Prompt
Look through the data below. Pick out the lines holding the string "React".

_ _ _ _

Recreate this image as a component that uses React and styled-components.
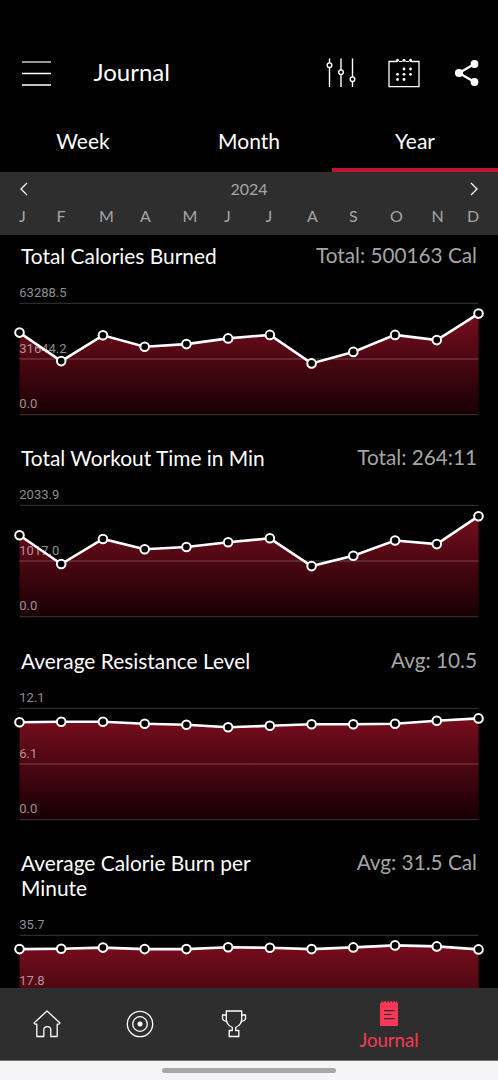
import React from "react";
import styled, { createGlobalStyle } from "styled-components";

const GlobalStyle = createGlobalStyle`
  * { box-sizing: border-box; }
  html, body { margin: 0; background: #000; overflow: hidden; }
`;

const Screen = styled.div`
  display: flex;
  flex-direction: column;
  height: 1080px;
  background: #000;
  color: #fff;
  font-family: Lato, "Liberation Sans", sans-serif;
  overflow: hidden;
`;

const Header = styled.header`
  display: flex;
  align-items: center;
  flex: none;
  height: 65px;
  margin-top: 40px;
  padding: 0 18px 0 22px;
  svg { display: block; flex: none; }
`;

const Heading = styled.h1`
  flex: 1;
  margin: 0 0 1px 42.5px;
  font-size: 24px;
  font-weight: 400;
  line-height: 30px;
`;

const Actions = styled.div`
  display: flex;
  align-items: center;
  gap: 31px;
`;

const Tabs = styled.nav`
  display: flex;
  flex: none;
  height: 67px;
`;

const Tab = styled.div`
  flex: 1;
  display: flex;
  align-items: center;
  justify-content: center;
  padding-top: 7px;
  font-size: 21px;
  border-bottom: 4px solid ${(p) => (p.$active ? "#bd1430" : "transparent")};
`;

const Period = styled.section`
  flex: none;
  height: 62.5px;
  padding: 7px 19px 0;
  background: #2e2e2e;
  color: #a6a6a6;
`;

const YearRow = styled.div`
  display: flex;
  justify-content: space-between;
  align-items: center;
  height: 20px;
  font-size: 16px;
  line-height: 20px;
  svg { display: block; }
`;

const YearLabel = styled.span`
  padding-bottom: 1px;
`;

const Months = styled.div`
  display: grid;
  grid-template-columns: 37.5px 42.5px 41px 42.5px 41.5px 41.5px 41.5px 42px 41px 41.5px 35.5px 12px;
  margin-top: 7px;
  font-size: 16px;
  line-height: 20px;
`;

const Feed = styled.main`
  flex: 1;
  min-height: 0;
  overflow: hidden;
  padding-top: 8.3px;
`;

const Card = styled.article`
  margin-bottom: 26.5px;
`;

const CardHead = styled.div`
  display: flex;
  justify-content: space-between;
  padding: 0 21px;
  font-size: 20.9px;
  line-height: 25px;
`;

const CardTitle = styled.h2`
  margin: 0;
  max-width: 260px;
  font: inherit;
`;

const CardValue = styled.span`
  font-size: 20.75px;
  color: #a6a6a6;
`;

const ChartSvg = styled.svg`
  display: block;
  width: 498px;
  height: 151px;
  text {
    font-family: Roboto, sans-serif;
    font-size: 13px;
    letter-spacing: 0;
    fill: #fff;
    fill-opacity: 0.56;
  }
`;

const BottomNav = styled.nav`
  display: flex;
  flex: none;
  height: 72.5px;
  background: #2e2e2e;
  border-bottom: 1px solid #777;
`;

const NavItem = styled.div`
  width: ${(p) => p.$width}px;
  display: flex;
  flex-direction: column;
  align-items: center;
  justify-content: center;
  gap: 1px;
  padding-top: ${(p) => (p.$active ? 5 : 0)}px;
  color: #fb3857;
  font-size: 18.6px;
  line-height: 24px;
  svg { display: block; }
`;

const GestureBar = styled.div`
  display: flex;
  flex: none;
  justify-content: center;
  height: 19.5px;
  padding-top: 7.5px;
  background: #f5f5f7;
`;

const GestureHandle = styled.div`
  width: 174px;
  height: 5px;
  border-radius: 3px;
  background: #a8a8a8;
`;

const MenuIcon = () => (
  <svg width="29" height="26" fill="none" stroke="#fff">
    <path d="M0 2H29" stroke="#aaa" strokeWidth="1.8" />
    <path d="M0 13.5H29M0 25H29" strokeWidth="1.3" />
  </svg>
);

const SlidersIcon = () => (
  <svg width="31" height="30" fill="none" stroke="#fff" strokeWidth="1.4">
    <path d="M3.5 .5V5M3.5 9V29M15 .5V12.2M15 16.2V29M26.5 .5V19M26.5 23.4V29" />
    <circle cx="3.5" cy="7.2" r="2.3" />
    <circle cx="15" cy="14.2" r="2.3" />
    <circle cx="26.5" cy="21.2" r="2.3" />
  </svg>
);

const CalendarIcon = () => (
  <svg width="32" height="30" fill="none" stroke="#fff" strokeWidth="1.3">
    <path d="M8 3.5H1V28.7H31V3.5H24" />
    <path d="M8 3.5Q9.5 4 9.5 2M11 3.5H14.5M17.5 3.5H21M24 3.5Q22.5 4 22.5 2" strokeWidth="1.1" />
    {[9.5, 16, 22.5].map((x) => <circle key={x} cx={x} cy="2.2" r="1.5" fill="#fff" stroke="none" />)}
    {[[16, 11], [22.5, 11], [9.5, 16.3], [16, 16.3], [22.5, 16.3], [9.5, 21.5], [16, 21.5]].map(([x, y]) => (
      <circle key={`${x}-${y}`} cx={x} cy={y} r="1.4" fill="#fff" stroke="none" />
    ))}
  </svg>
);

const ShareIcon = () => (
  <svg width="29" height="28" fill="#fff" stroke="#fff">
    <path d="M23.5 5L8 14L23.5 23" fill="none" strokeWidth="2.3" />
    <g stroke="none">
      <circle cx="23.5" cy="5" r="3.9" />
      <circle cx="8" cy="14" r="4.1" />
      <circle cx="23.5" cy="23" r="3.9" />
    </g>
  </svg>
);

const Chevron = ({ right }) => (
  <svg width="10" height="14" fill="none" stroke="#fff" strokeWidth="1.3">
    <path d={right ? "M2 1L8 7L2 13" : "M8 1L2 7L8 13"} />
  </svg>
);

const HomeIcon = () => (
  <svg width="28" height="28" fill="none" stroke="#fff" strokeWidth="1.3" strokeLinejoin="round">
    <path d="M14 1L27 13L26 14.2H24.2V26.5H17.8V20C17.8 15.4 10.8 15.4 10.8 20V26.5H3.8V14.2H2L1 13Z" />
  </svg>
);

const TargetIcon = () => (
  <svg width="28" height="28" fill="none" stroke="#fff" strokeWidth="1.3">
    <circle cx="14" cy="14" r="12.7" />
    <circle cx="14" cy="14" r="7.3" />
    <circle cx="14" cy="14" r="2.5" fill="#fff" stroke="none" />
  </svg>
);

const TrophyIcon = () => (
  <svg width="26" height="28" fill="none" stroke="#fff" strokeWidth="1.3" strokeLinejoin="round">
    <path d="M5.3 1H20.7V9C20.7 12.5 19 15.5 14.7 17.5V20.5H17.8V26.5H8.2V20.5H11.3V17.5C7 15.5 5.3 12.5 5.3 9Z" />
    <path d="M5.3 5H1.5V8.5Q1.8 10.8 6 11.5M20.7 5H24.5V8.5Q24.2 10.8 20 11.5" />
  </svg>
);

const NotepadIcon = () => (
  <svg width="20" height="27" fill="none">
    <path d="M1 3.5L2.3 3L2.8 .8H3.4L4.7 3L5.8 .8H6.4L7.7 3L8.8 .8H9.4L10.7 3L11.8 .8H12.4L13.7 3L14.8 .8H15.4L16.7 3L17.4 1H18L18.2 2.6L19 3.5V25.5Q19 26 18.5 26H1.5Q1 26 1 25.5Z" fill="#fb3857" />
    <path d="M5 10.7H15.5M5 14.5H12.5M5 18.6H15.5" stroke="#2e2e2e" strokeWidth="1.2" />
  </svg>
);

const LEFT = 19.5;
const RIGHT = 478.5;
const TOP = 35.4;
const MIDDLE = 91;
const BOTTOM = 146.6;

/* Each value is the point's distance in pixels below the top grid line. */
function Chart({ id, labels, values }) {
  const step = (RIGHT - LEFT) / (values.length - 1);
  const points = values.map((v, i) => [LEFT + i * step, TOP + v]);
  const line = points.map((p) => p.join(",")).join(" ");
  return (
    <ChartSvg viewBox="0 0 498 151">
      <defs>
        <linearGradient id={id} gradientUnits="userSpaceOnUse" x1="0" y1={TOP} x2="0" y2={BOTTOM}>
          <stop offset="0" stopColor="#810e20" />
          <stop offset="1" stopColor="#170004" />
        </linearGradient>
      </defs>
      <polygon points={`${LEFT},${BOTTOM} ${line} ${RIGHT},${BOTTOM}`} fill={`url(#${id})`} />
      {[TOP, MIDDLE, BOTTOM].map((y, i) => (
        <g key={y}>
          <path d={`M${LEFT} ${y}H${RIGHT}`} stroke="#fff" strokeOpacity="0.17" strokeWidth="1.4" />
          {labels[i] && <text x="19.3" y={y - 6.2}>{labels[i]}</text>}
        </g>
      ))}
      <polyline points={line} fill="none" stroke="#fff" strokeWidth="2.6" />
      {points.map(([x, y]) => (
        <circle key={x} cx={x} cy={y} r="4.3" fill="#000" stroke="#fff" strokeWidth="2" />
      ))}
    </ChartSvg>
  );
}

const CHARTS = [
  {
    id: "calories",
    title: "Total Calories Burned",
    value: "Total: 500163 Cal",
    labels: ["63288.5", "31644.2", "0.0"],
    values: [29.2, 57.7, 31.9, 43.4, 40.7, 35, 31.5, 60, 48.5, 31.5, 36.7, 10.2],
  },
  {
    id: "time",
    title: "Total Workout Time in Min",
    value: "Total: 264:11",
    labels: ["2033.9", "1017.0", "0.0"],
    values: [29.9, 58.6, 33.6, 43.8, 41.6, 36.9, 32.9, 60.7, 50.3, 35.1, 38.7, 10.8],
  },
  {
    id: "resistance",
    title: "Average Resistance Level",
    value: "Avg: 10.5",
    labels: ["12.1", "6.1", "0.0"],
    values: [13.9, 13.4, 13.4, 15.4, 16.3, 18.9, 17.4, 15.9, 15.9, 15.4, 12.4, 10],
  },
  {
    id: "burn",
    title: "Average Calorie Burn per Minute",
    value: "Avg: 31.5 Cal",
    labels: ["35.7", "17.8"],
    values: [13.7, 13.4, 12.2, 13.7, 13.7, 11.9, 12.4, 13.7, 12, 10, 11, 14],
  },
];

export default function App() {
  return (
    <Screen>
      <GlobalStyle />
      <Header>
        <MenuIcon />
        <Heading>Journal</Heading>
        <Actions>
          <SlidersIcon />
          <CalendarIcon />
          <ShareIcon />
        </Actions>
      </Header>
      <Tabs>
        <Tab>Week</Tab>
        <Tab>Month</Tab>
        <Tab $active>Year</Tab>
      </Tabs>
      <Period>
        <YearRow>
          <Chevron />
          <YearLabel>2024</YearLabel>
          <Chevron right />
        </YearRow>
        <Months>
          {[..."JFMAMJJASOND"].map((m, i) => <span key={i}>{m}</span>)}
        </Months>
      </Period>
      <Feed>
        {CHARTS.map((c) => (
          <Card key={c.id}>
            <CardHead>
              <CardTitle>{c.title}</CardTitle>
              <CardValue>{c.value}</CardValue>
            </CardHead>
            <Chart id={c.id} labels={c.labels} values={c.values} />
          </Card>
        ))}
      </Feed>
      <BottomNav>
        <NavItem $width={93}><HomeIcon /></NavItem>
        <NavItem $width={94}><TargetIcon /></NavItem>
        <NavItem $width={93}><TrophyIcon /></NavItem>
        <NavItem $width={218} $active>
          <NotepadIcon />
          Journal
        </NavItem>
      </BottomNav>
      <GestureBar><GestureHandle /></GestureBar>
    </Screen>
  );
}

_ _ _ _

Exercise solution
Recreate this image as a component that uses React and styled-components.
import React from "react";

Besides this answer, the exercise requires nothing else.